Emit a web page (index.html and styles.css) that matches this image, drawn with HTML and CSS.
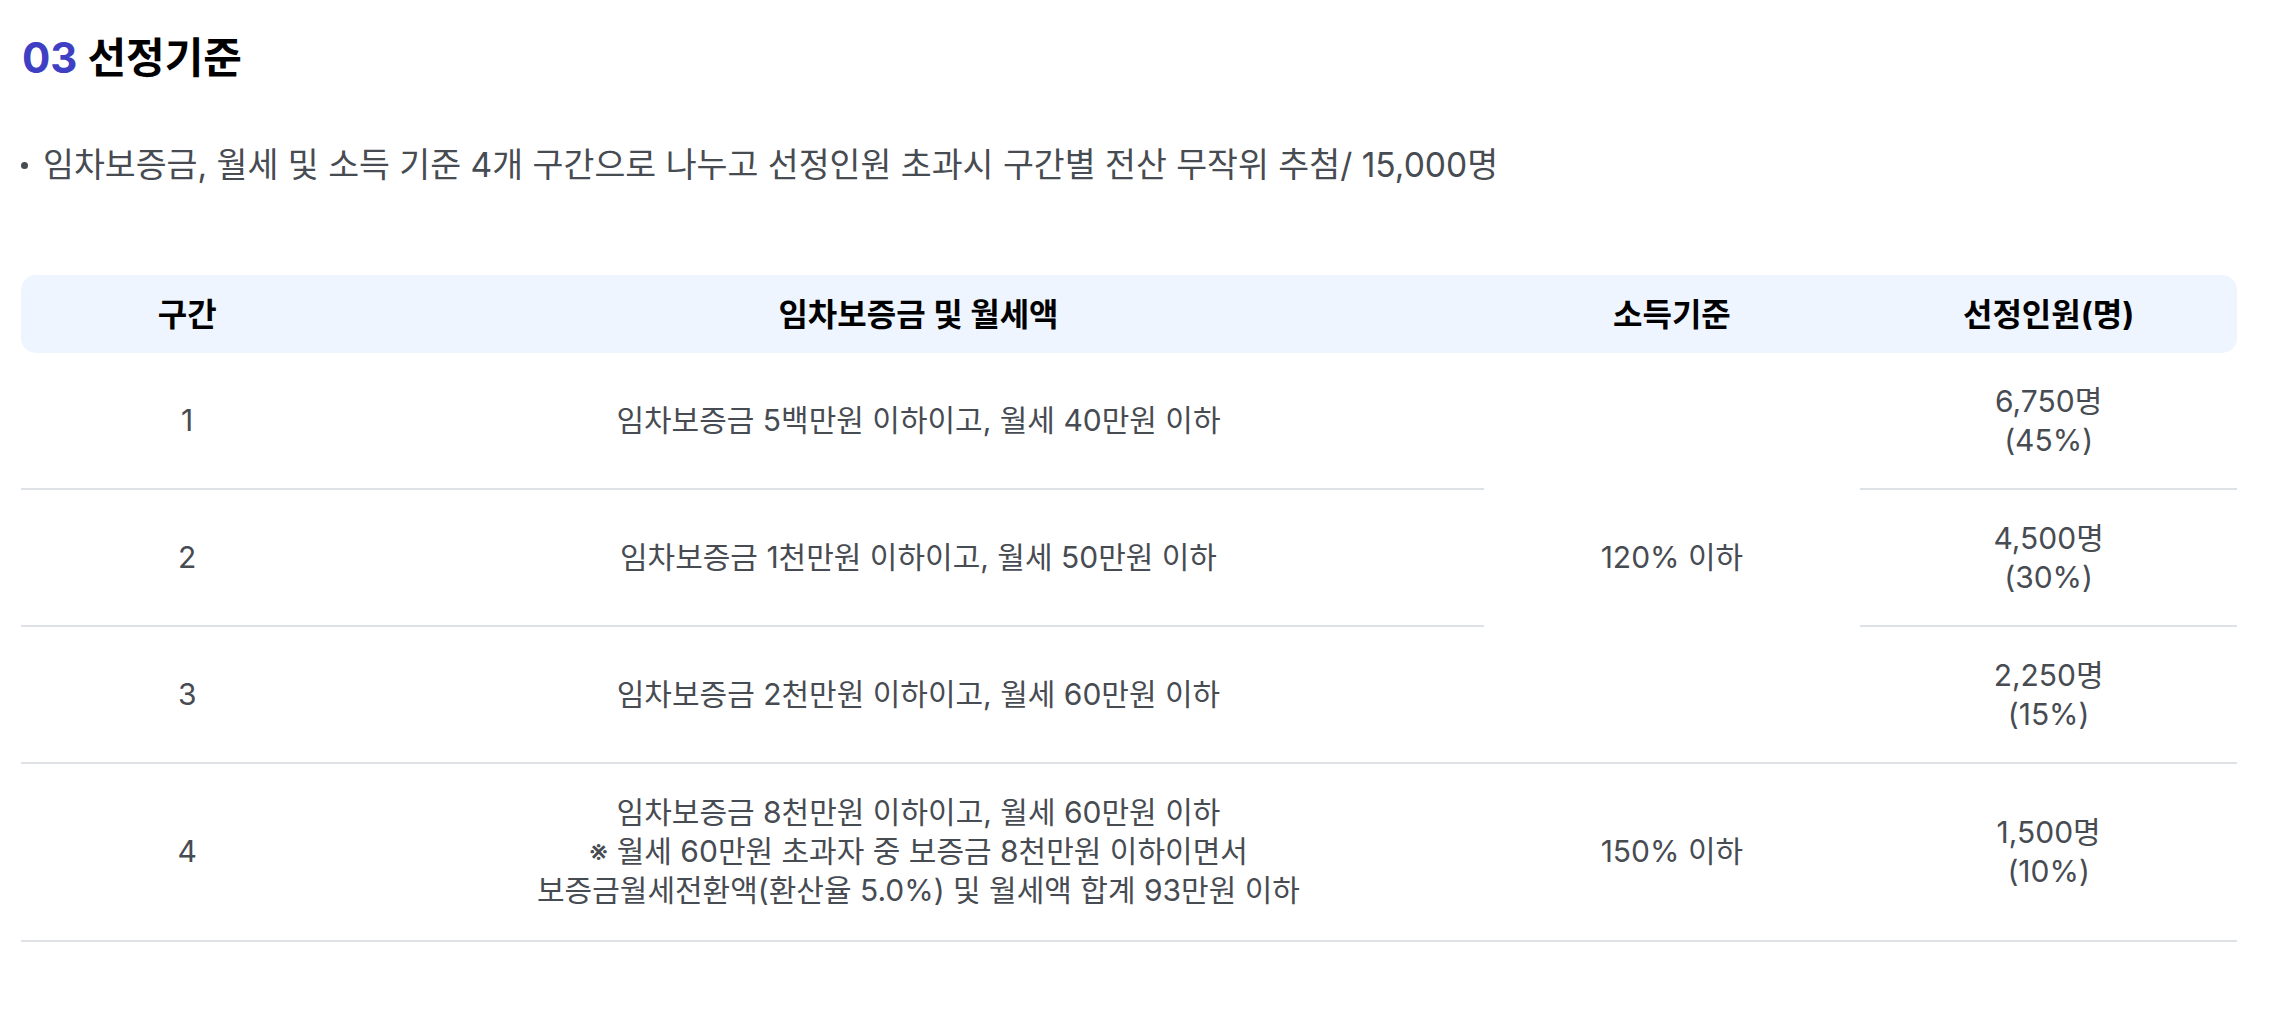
FILE: index.html
```html
<!DOCTYPE html>
<html lang="ko">
<head>
<meta charset="utf-8">
<title>03 선정기준</title>
<link rel="stylesheet" href="styles.css">
</head>
<body>
<section class="section">
  <h2 class="title"><span class="num">03</span> 선정기준</h2>
  <ul class="bullets">
    <li class="bullet">임차보증금, 월세 및 소득 기준 4개 구간으로 나누고 선정인원 초과시 구간별 전산 무작위 추첨/ 15,000명</li>
  </ul>
  <table class="criteria">
    <colgroup>
      <col class="c1"><col class="c2"><col class="c3"><col class="c4">
    </colgroup>
    <thead>
      <tr>
        <th class="first">구간</th>
        <th>임차보증금 및 월세액</th>
        <th>소득기준</th>
        <th class="last">선정인원(명)</th>
      </tr>
    </thead>
    <tbody>
      <tr>
        <td>1</td>
        <td>임차보증금 5백만원 이하이고, 월세 40만원 이하</td>
        <td rowspan="3">120% 이하</td>
        <td>6,750명<br>(45%)</td>
      </tr>
      <tr>
        <td>2</td>
        <td>임차보증금 1천만원 이하이고, 월세 50만원 이하</td>
        <td>4,500명<br>(30%)</td>
      </tr>
      <tr>
        <td>3</td>
        <td>임차보증금 2천만원 이하이고, 월세 60만원 이하</td>
        <td>2,250명<br>(15%)</td>
      </tr>
      <tr>
        <td>4</td>
        <td>임차보증금 8천만원 이하이고, 월세 60만원 이하<br>※ 월세 60만원 초과자 중 보증금 8천만원 이하이면서<br>보증금월세전환액(환산율 5.0%) 및 월세액 합계 93만원 이하</td>
        <td>150% 이하</td>
        <td>1,500명<br>(10%)</td>
      </tr>
    </tbody>
  </table>
</section>
</body>
</html>
```

FILE: styles.css
```css
html, body {
  margin: 0;
  padding: 0;
  background: #ffffff;
}

body {
  font-family: Inter, "Noto Sans CJK KR", sans-serif;
  color: #474b52;
}

.section {
  padding: 30px 41px 0 21px;
}

.title {
  margin: 0;
  font-size: 42px;
  line-height: 56px;
  font-weight: 700;
  color: #000000;
  padding-left: 1px;
}

.title .num {
  color: #3f3fc4;
}

.bullets {
  list-style: none;
  margin: 56px 0 0 0;
  padding: 0;
}

.bullet {
  display: flex;
  align-items: center;
  gap: 15px;
  font-size: 33.6px;
  line-height: 46px;
  color: #474b52;
}

.bullet::before {
  content: "";
  flex: none;
  width: 7px;
  height: 7px;
  border-radius: 50%;
  background: #474b52;
}

.criteria {
  margin-top: 87px;
  width: 100%;
  border-collapse: separate;
  border-spacing: 0;
  table-layout: fixed;
  font-size: 30px;
  line-height: 39px;
}

.c1 { width: 15%; }
.c2 { width: 51%; }
.c3 { width: 17%; }
.c4 { width: 17%; }

.criteria th {
  background: #eef5fe;
  color: #000000;
  font-size: 32px;
  font-weight: 700;
  padding: 19.5px 10px;
  text-align: center;
}

.criteria th.first {
  border-radius: 15px 0 0 15px;
}

.criteria th.last {
  border-radius: 0 15px 15px 0;
}

.criteria td {
  text-align: center;
  vertical-align: middle;
  padding: 28.5px 10px;
  border-bottom: 2px solid #dee1e5;
  color: #474b52;
}

.criteria tbody tr:last-child td {
  padding-top: 29px;
  padding-bottom: 30px;
}
```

> Task instructions: Set the data above down again exactly as given, with no pictures.

> Task response:
Emit a web page (index.html and styles.css) that matches this image, drawn with HTML and CSS.
FILE: index.html
```html
<!DOCTYPE html>
<html lang="ko">
<head>
<meta charset="utf-8">
<title>03 선정기준</title>
<link rel="stylesheet" href="styles.css">
</head>
<body>
<section class="section">
  <h2 class="title"><span class="num">03</span> 선정기준</h2>
  <ul class="bullets">
    <li class="bullet">임차보증금, 월세 및 소득 기준 4개 구간으로 나누고 선정인원 초과시 구간별 전산 무작위 추첨/ 15,000명</li>
  </ul>
  <table class="criteria">
    <colgroup>
      <col class="c1"><col class="c2"><col class="c3"><col class="c4">
    </colgroup>
    <thead>
      <tr>
        <th class="first">구간</th>
        <th>임차보증금 및 월세액</th>
        <th>소득기준</th>
        <th class="last">선정인원(명)</th>
      </tr>
    </thead>
    <tbody>
      <tr>
        <td>1</td>
        <td>임차보증금 5백만원 이하이고, 월세 40만원 이하</td>
        <td rowspan="3">120% 이하</td>
        <td>6,750명<br>(45%)</td>
      </tr>
      <tr>
        <td>2</td>
        <td>임차보증금 1천만원 이하이고, 월세 50만원 이하</td>
        <td>4,500명<br>(30%)</td>
      </tr>
      <tr>
        <td>3</td>
        <td>임차보증금 2천만원 이하이고, 월세 60만원 이하</td>
        <td>2,250명<br>(15%)</td>
      </tr>
      <tr>
        <td>4</td>
        <td>임차보증금 8천만원 이하이고, 월세 60만원 이하<br>※ 월세 60만원 초과자 중 보증금 8천만원 이하이면서<br>보증금월세전환액(환산율 5.0%) 및 월세액 합계 93만원 이하</td>
        <td>150% 이하</td>
        <td>1,500명<br>(10%)</td>
      </tr>
    </tbody>
  </table>
</section>
</body>
</html>
```

FILE: styles.css
```css
html, body {
  margin: 0;
  padding: 0;
  background: #ffffff;
}

body {
  font-family: Inter, "Noto Sans CJK KR", sans-serif;
  color: #474b52;
}

.section {
  padding: 30px 41px 0 21px;
}

.title {
  margin: 0;
  font-size: 42px;
  line-height: 56px;
  font-weight: 700;
  color: #000000;
  padding-left: 1px;
}

.title .num {
  color: #3f3fc4;
}

.bullets {
  list-style: none;
  margin: 56px 0 0 0;
  padding: 0;
}

.bullet {
  display: flex;
  align-items: center;
  gap: 15px;
  font-size: 33.6px;
  line-height: 46px;
  color: #474b52;
}

.bullet::before {
  content: "";
  flex: none;
  width: 7px;
  height: 7px;
  border-radius: 50%;
  background: #474b52;
}

.criteria {
  margin-top: 87px;
  width: 100%;
  border-collapse: separate;
  border-spacing: 0;
  table-layout: fixed;
  font-size: 30px;
  line-height: 39px;
}

.c1 { width: 15%; }
.c2 { width: 51%; }
.c3 { width: 17%; }
.c4 { width: 17%; }

.criteria th {
  background: #eef5fe;
  color: #000000;
  font-size: 32px;
  font-weight: 700;
  padding: 19.5px 10px;
  text-align: center;
}

.criteria th.first {
  border-radius: 15px 0 0 15px;
}

.criteria th.last {
  border-radius: 0 15px 15px 0;
}

.criteria td {
  text-align: center;
  vertical-align: middle;
  padding: 28.5px 10px;
  border-bottom: 2px solid #dee1e5;
  color: #474b52;
}

.criteria tbody tr:last-child td {
  padding-top: 29px;
  padding-bottom: 30px;
}
```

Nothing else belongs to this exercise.